TASK OBJECTIVE
In the data that follows, count every line holding the string "index" and give the count alone.

RECORDED INFORMATION

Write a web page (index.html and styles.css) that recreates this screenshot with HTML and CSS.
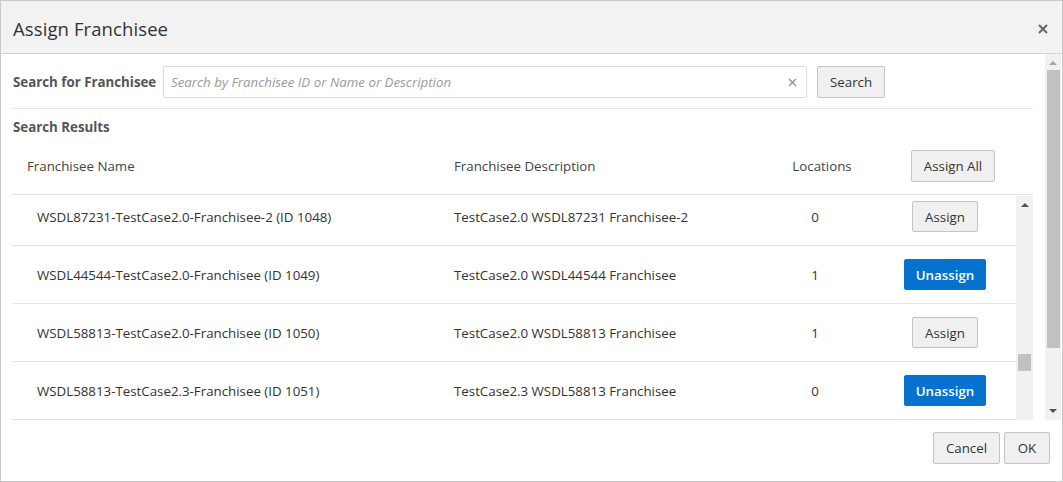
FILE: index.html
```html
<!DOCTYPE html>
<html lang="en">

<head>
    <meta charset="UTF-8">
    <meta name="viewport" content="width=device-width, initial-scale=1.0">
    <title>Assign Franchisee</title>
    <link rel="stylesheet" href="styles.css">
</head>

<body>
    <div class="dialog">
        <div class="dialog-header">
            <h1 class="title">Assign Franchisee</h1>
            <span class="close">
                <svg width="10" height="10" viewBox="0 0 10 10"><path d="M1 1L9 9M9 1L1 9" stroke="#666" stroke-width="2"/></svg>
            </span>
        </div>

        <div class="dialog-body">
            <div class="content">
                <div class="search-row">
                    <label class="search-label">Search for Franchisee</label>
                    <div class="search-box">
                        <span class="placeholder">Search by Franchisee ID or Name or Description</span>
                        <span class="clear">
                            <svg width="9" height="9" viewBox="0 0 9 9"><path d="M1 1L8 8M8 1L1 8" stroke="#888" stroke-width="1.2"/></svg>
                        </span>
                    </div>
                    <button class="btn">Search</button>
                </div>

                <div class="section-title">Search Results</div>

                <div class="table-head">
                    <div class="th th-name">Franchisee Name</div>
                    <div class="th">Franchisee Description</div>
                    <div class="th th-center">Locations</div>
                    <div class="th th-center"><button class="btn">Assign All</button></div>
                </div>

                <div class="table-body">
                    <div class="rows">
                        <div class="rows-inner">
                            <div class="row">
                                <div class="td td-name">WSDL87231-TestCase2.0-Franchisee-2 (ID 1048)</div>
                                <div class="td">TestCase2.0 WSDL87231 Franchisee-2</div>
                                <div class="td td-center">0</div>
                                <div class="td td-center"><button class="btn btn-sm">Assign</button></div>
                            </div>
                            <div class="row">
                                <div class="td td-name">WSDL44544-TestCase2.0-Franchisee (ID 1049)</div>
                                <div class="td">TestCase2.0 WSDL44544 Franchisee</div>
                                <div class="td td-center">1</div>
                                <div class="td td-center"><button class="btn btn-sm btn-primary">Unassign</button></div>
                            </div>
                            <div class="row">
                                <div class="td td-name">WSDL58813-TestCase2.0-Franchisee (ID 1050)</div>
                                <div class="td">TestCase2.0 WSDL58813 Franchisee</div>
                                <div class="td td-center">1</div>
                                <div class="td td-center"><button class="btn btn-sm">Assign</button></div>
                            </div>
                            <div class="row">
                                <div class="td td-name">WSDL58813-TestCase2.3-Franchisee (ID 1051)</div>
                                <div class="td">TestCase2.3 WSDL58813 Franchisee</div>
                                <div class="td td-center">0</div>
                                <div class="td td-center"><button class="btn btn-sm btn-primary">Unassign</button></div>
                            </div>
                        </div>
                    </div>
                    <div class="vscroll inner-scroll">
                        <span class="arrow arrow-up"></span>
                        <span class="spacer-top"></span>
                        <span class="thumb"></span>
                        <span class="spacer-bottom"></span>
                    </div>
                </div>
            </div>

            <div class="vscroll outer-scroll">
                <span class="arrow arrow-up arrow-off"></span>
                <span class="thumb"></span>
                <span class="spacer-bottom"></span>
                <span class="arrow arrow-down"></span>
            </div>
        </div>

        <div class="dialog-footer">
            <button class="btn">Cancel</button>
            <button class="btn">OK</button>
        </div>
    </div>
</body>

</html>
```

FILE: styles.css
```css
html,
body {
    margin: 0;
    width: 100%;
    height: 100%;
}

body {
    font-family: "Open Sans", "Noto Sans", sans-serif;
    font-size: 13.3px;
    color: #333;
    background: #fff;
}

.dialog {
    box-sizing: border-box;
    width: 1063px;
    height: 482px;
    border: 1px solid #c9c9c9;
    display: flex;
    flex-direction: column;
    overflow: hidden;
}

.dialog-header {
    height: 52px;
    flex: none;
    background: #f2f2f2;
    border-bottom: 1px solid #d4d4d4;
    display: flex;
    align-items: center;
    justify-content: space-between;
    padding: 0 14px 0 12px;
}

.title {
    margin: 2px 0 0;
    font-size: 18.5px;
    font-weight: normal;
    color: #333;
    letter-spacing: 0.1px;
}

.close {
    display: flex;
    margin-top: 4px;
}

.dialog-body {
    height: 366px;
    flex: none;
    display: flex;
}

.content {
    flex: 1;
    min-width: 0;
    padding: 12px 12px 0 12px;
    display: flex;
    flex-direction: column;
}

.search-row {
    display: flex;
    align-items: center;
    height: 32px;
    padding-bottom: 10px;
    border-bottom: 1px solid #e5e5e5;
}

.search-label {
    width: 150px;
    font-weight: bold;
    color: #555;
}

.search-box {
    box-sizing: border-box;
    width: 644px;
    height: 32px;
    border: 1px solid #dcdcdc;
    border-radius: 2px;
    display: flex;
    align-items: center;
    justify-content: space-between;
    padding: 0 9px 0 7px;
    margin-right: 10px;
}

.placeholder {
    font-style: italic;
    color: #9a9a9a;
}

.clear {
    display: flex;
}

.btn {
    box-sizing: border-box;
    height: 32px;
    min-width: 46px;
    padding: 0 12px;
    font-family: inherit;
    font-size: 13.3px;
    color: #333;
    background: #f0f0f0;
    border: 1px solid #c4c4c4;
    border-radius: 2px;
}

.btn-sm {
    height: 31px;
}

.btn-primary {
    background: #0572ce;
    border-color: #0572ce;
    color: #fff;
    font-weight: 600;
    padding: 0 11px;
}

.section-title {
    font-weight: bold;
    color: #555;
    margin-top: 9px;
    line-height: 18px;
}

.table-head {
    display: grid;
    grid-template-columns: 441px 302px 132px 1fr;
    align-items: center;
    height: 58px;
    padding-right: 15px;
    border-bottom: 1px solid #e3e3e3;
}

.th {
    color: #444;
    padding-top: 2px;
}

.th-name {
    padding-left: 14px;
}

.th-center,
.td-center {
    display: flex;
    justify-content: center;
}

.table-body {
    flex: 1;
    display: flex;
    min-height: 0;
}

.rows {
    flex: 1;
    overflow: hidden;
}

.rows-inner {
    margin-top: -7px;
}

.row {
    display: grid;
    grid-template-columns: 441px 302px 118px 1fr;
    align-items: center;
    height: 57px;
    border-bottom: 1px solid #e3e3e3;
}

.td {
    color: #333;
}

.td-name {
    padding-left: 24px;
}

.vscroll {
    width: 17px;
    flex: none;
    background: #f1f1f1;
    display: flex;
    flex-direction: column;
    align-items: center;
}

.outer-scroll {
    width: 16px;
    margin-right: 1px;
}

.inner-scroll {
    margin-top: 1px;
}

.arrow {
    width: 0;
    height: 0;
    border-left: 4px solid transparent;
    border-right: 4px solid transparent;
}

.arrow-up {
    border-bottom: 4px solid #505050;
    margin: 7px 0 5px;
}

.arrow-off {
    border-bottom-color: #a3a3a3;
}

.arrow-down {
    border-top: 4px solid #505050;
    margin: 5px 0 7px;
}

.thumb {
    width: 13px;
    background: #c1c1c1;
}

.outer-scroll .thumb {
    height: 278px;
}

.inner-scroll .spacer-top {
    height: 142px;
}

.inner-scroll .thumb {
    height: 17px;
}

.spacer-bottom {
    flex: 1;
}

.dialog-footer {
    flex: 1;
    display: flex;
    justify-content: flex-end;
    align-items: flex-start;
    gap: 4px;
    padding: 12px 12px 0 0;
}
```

FINAL RESULT
2